A Strategic Shift: The Buyback Revolution

Beyond sector-specific gains, a fundamental shift in corporate strategy has been pivotal. Sue Noffke, head of UK equities at Schroders, highlights a move away from London's traditional identity as the 'dividend yield capital of the world' towards becoming the 'share buyback capital of the world'.

With the market historically cheap – trading at under 10 times earnings as recently as spring 2024 – buybacks offered more value. Noffke calculates that 55% of larger UK companies bought back at least 1% of their shares in the past year, a higher rate than in the US. Shell, for instance, has repurchased over 20% of its equity since 2020.

This trend is part of a broader wave of corporate self-improvement and sharper capital allocation. Examples include Unilever spinning off its ice-cream division, Smiths Group breaking up, BP pivoting from low-return renewables, and the landmark $50bn merger between Anglo American and Canada's Teck Resources.

An Image Overhaul for the London Market?

The sustained performance challenges the 'Jurassic Park' narrative often attached to the London market.
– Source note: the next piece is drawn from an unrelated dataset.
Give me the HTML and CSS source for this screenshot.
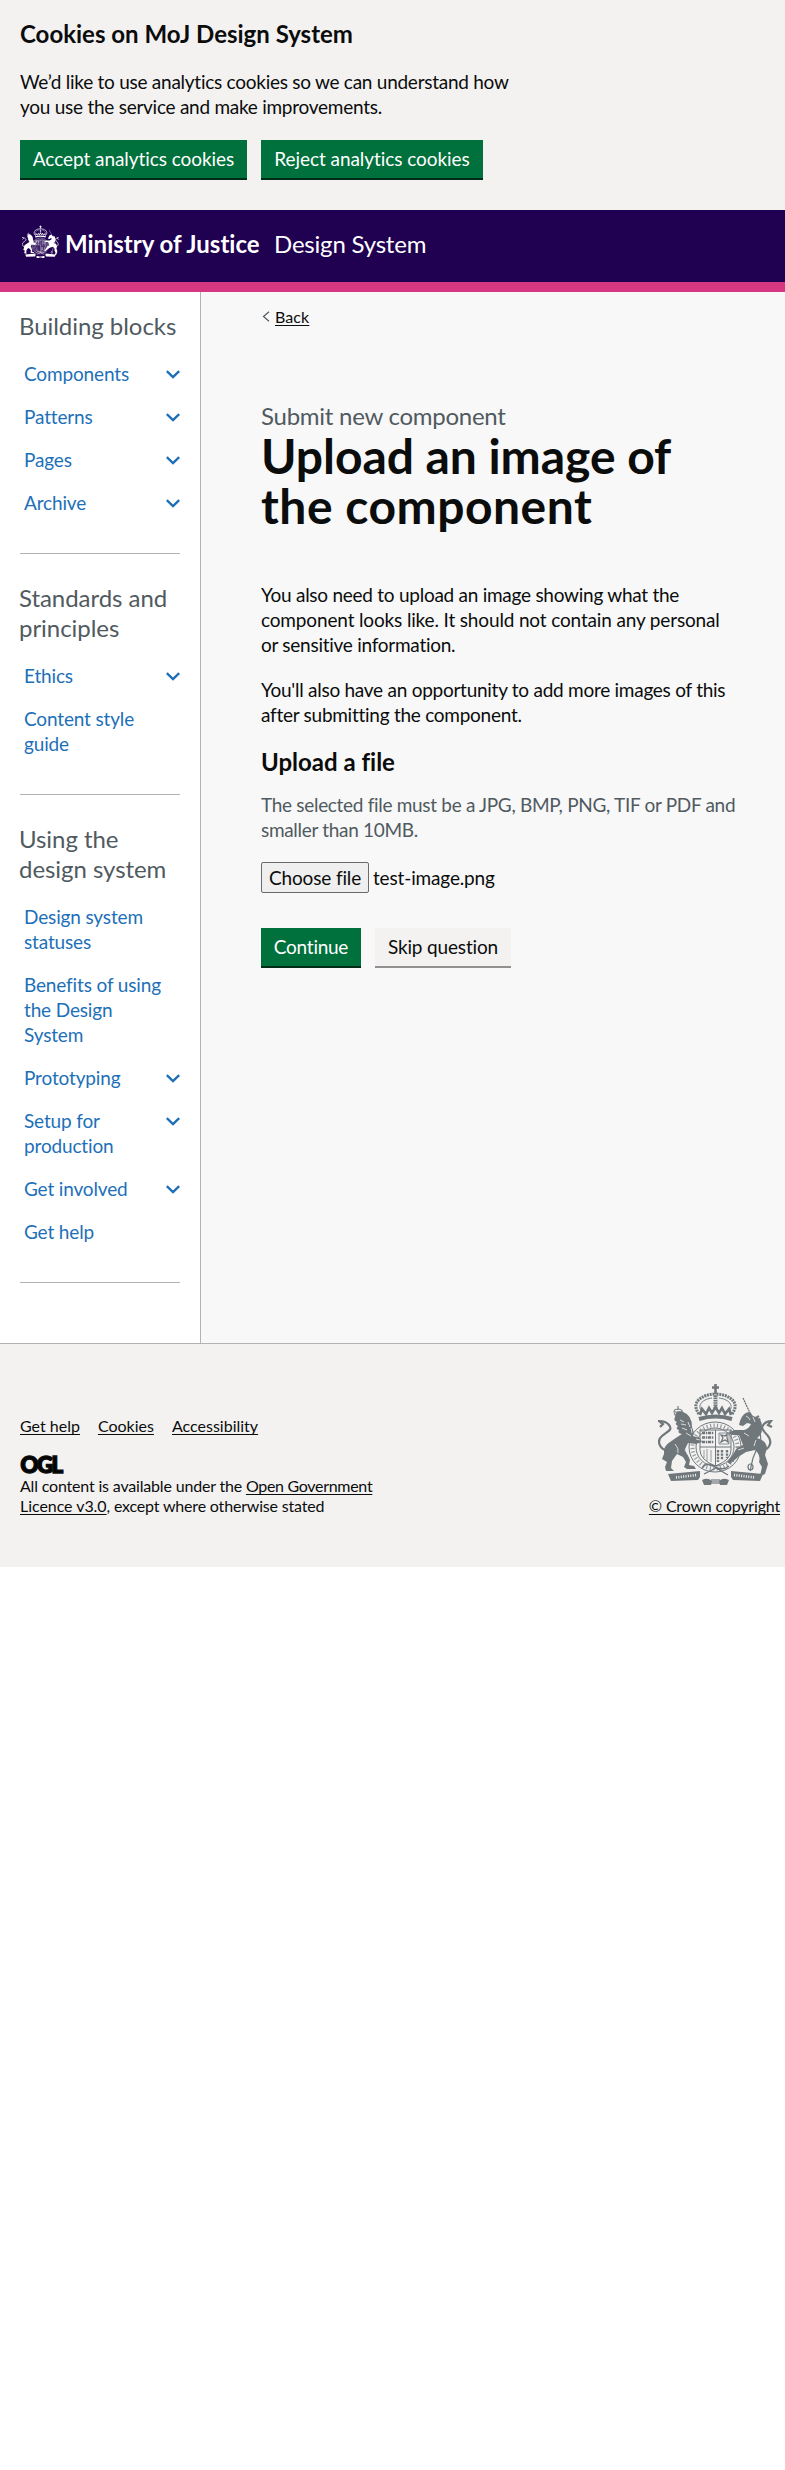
FILE: index.html
```
<!DOCTYPE html>
<html lang="en">
<head>
<meta charset="utf-8">
<title>Upload an image of the component</title>
<link rel="stylesheet" href="styles.css">
</head>
<body>
<svg class="defs" aria-hidden="true">
  <symbol id="chev" viewBox="0 0 14 9"><path d="M.8 1.200 7 7.200 13.200 1.200" fill="none" stroke="currentColor" stroke-width="2.400"/></symbol>
  <symbol id="crest" viewBox="0 0 115 102">
    <g fill="none" stroke="currentColor">
      <!-- crown -->
      <path d="M57.500 0v9M54 3.500h7" stroke-width="2.600"/>
      <path d="M41 30C32 18 44 11 56 10M74 30C83 18 71 11 59 10" stroke-width="3" stroke-dasharray="2 .8"/>
      <path d="M44 28C38 20 46 15 54 14M71 28C77 20 69 15 61 14" stroke-width="1"/>
      <path d="M57.500 9v16" stroke-width="4" stroke-dasharray="1.600 .7"/>
      <path d="M41 35q16.500-5 33 0" stroke-width="4"/>
      <path d="M42 31l2-6 4 5 3-6 3 5 3.500-6 3.500 6 3-5 3 6 4-5 2 6" stroke-width="2.600"/>
      <!-- garter and shield -->
      <ellipse cx="57" cy="63" rx="26" ry="25" stroke-width="1"/>
      <ellipse cx="57" cy="63" rx="22.500" ry="21.500" stroke-width="4" stroke-dasharray="1.200 2.300" opacity=".7"/>
      <ellipse cx="57" cy="63" rx="19" ry="19" stroke-width="1"/>
      <path d="M42 46h31v20q0 10-15.500 16Q42 76 42 66zM57.500 46v36M42 63h31" stroke-width="1"/>
      <path d="M44 49h12M44 53.500h12M44 58h12" stroke-width="2.600" stroke-dasharray="3 .8 1.500 .7"/>
      <path d="M60 66v12M64 66v10M69 66v8" stroke-width="2.400" stroke-dasharray="2.400 1"/>
      <path d="M46 66v8M49 65v12M53 66v12" stroke-width="1" opacity=".7"/>
      <path d="M61 49h10v11H61z" stroke-width=".8"/>
      <path d="M63 58l2-4-2-3 4 1 2-2v4l1 4-3-2z" stroke-width="1.300"/>
      <path d="M44 84q5-7 13-1 9 4 14-1M46 90l12-6 12 7" stroke-width="1.300"/>
      <!-- tails -->
      <path d="M11 66C2 67-2 57 4 52S15 46 11 41Q8 37 1 37l4 3-3 3" stroke-width="2.200"/>
      <path d="M103 66c8 1 12-8 7-14s-8-8-4-12q3-3 7-3l-3 4 4 2" stroke-width="2.200"/>
      <!-- lion coronet, unicorn horn and chain -->
      <path d="M17 31q-3-6 3-6 6 0 4 6zM20 22v4M17 28h7" stroke-width="1.100"/>
      <path d="M85 14l7 15" stroke-width="1.300" stroke-dasharray="2 .6"/>
      <path d="M101 47q4 8-1 15l-5 12-3 13M90 83a2.500 3 0 1 0 5 0 2.500 3 0 1 0-5 0" stroke-width="1.200"/>
      <path d="M99 32q6 8-4 13" stroke-width="3" stroke-dasharray="2 .8"/>
    </g>
    <g fill="currentColor">
      <path d="M17 33q-2 4 2 5-3 2 1 4-3 3 1 4-2 3 3 4-8 5-12 8-7 4-6 12l-2 5 5 3-2 5 1 4h8l-3-3 1-7 5-7 6 3 3 5-2 5 3 2h9l-2-3-5-1 1-5-5-11 3-6 8 1 6-2-2-4-7-2 1-3-2-6q0-12-9-15-5-2-7 1z"/>
      <path d="M92 28q-7 0-10 9l-1 4 4 1 4-3 4 1q-2 5-7 6l-10 0-6 3 5 2 6 0 4 10-6 3-5 8-5 6 3 2 8-7 8-5 9-2q6 5 4 12l3 5-2 9 5-2 3-10-3-9 2-7q-1-8-10-10 5-3 5-9 1-11-9-13z"/>
      <path d="M10 90l32-3v6l-2 3-27 1zM105 90l-32-3v6l2 3 27 1z"/>
      <path d="M44 96q6-3 10 1l-1 4h-7zM71 96q-6-3-10 1l1 4h7z"/>
      <path d="M53 95h9v5h-9z" opacity=".6"/>
    </g>
    <!-- highlights in the mane and coats -->
    <g class="motto" fill="none" stroke-width=".8">
      <path d="M22 36l4 2M23 40l5 1M24 44l5 2M30 38l2 5M33 44l1 5M28 49l5 3M17 60q4 4 3 9M27 66l3 5M38 55l4 1M88 32q3 1 4 4M95 33l2 5M86 49l5 3M80 66l6-2M98 56l-2 6"/>
      <path d="M18 93.500l21-2.500M76 91l21 2.500" stroke-width="2.600" stroke-dasharray="1 1.400"/>
    </g>
  </symbol>
</svg>

<section class="cookie">
  <h2>Cookies on MoJ Design System</h2>
  <p>We’d like to use analytics cookies so we can understand how<br>you use the service and make improvements.</p>
  <div class="buttons">
    <button class="btn accept">Accept analytics cookies</button>
    <button class="btn reject">Reject analytics cookies</button>
  </div>
</section>

<header class="header">
  <svg class="crest-small"><use href="#crest"/></svg>
  <span class="org">Ministry of Justice</span>
  <span class="product">Design System</span>
</header>

<div class="layout">
  <nav class="side">
    <section>
      <h3>Building blocks</h3>
      <ul>
        <li><a>Components</a><svg><use href="#chev"/></svg></li>
        <li><a>Patterns</a><svg><use href="#chev"/></svg></li>
        <li><a>Pages</a><svg><use href="#chev"/></svg></li>
        <li><a>Archive</a><svg><use href="#chev"/></svg></li>
      </ul>
    </section>
    <section>
      <h3>Standards and<br>principles</h3>
      <ul>
        <li><a>Ethics</a><svg><use href="#chev"/></svg></li>
        <li><a>Content style<br>guide</a></li>
      </ul>
    </section>
    <section>
      <h3>Using the<br>design system</h3>
      <ul>
        <li><a>Design system<br>statuses</a></li>
        <li><a>Benefits of using<br>the Design<br>System</a></li>
        <li><a>Prototyping</a><svg><use href="#chev"/></svg></li>
        <li><a>Setup for<br>production</a><svg><use href="#chev"/></svg></li>
        <li><a>Get involved</a><svg><use href="#chev"/></svg></li>
        <li><a>Get help</a></li>
      </ul>
    </section>
  </nav>

  <main>
    <div class="back">
      <svg viewBox="0 0 8 11"><path d="M7 .7 1.500 5.500 7 10.300" fill="none" stroke="#505a5f" stroke-width="1.200"/></svg>
      <a>Back</a>
    </div>
    <span class="caption">Submit new component</span>
    <h1><span class="h1-a">Upload an image of</span><br><span class="h1-b">the component</span></h1>
    <p>You also need to upload an image showing what the<br><span class="wide">component looks like. It should not contain any personal</span><br>or sensitive information.</p>
    <p>You'll also have an opportunity to add more images of this<br>after submitting the component.</p>
    <h2>Upload a file</h2>
    <p class="hint">The selected file must be a JPG, BMP, PNG, TIF or PDF and<br>smaller than 10MB.</p>
    <div class="file"><button>Choose file</button><span>test-image.png</span></div>
    <div class="buttons">
      <button class="btn continue">Continue</button>
      <button class="btn secondary">Skip question</button>
    </div>
  </main>
</div>

<footer>
  <div class="meta">
    <div class="links"><a>Get help</a><a>Cookies</a><a>Accessibility</a></div>
    <svg class="ogl" viewBox="0 0 42 18"><text x=".5" y="16.700" textLength="41" lengthAdjust="spacingAndGlyphs">OGL</text></svg>
    <p>All content is available under the <a class="lic-a">Open Government</a><br><a class="lic-b">Licence v3.0</a>, except where otherwise stated</p>
  </div>
  <div class="copy">
    <svg><use href="#crest"/></svg>
    <a>© Crown copyright</a>
  </div>
</footer>
</body>
</html>
```
FILE: styles.css
```
* { box-sizing: border-box; }
body {
  margin: 0;
  background: #fff;
  color: #0b0c0c;
  font: 19px/25px Lato, "Liberation Sans", sans-serif;
  letter-spacing: -.26px;
  font-variant-ligatures: none;
  white-space: nowrap;
}
h1, h2, h3, p, ul { margin: 0; padding: 0; }
h2 { font-size: 24px; line-height: 30px; font-weight: 700; letter-spacing: 0; }
ul { list-style: none; }
button { font: inherit; letter-spacing: inherit; color: inherit; margin: 0; }
.defs { display: block; width: 0; height: 0; }

.cookie { height: 210px; padding: 19px 20px 0; background: #f3f2f1; }
.cookie p { margin-top: 20px; }
.buttons { display: flex; gap: 14px; }
.cookie .buttons { margin-top: 21px; }
.btn {
  height: 38px;
  padding: 0 0 1px;
  border: 0;
  background: #00703c;
  box-shadow: 0 2px 0 #002d18;
  color: #fff;
  line-height: 25px;
}
.accept { width: 227px; letter-spacing: -.06px; }
.reject { width: 222px; letter-spacing: -.06px; }

.header {
  display: flex;
  height: 82px;
  padding: 15px 20px 0 22px;
  background: #200050;
  border-bottom: 10px solid #d53880;
  color: #fff;
  font-size: 24px;
  line-height: 30px;
}
.crest-small { width: 37px; height: 34px; margin-right: 6px; }
.crest-small .motto { stroke: #200050; }
.org { width: 209px; margin-top: 4px; font-weight: 700; letter-spacing: 0; }
.product { margin-top: 4px; letter-spacing: -.2px; }

.layout { display: flex; height: 1051px; }
.side { width: 201px; padding: 19px 20px 0; border-right: 1px solid #b1b4b6; }
.side section { padding-bottom: 38px; border-bottom: 1px solid #b1b4b6; margin-bottom: 29px; }
.side h3 {
  margin: 0 0 20px -1px;
  font-size: 24px;
  line-height: 30px;
  font-weight: 400;
  letter-spacing: -.05px;
  color: #505a5f;
}
.side ul { display: grid; gap: 18px; padding-left: 4px; }
.side li { display: flex; justify-content: space-between; color: #1d70b8; letter-spacing: -.15px; }
.side li svg { width: 14px; height: 9px; margin-top: 9px; }

main { flex: 1; padding: 15px 0 0 60px; background: #f8f8f8; }
.back { display: flex; height: 20px; font-size: 16px; line-height: 20px; letter-spacing: .1px; }
.back svg { width: 8px; height: 11px; margin: 4px 5px 0 1px; }
footer a, .back a { text-decoration: underline; text-decoration-thickness: 1px; text-underline-offset: 2px; text-decoration-skip-ink: none; }
.caption {
  display: block;
  margin-top: 74px;
  font-size: 24px;
  line-height: 30px;
  letter-spacing: -.26px;
  color: #505a5f;
}
h1 { margin-bottom: 51px; font-size: 48px; line-height: 50px; font-weight: 700; letter-spacing: 0; }
.h1-a { letter-spacing: -.05px; }
.h1-b { letter-spacing: .5px; }
main p { margin-bottom: 20px; }
.wide { letter-spacing: -.15px; }
main h2 { margin-bottom: 15px; }
main .hint { margin-bottom: 20px; color: #505a5f; letter-spacing: -.31px; }
.file { display: flex; align-items: center; height: 31px; gap: 4px; letter-spacing: -.15px; }
.file button {
  width: 108px;
  height: 31px;
  padding: 0 0 1px;
  background: #efefef;
  border: 1px solid #6b6b6b;
  border-radius: 2px;
  line-height: 25px;
}
.file span { margin-top: -1px; }
main .buttons { margin-top: 35px; }
.continue { width: 100px; }
.secondary { width: 136px; background: #f3f2f1; box-shadow: 0 2px 0 #929191; color: #0b0c0c; letter-spacing: -.15px; }

footer {
  display: flex;
  justify-content: space-between;
  height: 224px;
  padding: 0 5px 0 20px;
  border-top: 1px solid #b1b4b6;
  background: #f3f2f1;
  font-size: 16px;
  line-height: 20px;
  letter-spacing: -.18px;
}
.meta { padding-top: 72px; }
.links { display: flex; gap: 18px; letter-spacing: 0; }
.ogl { display: block; width: 42px; height: 18px; margin: 20px 0 2px; overflow: visible; }
.ogl text { font: 900 22px/1 Lato, sans-serif; letter-spacing: -1.500px; stroke: #0b0c0c; stroke-width: 1.600px; }
.lic-a { letter-spacing: -.3px; }
.lic-b { letter-spacing: -.05px; }
.copy { display: flex; flex-direction: column; align-items: flex-end; padding-top: 40px; }
.copy svg { width: 115px; height: 102px; margin: 0 7px 10px 0; color: #6f777b; }
.motto { stroke: #f3f2f1; }
```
While it still lacks the flashy tech and AI stocks dominant in the US, its appeal lies elsewhere. The UK market is cheap, cash-rich, and increasingly shareholder-friendly, with a diverse sector mix not reliant on a single thematic trend.

As Noffke argues, the combination of management ambition and investor pressure is fostering more grip and better returns. The Footsie's three-year cumulative return, including dividends, stands at a robust 48%.

Risks remain, including concentration in a few key sectors and the long-standing dearth of new tech listings. However, the 2025 rally demonstrates that the London dinosaur is far from extinct, instead evolving and delivering strong returns for investors who value fundamentals over fashion.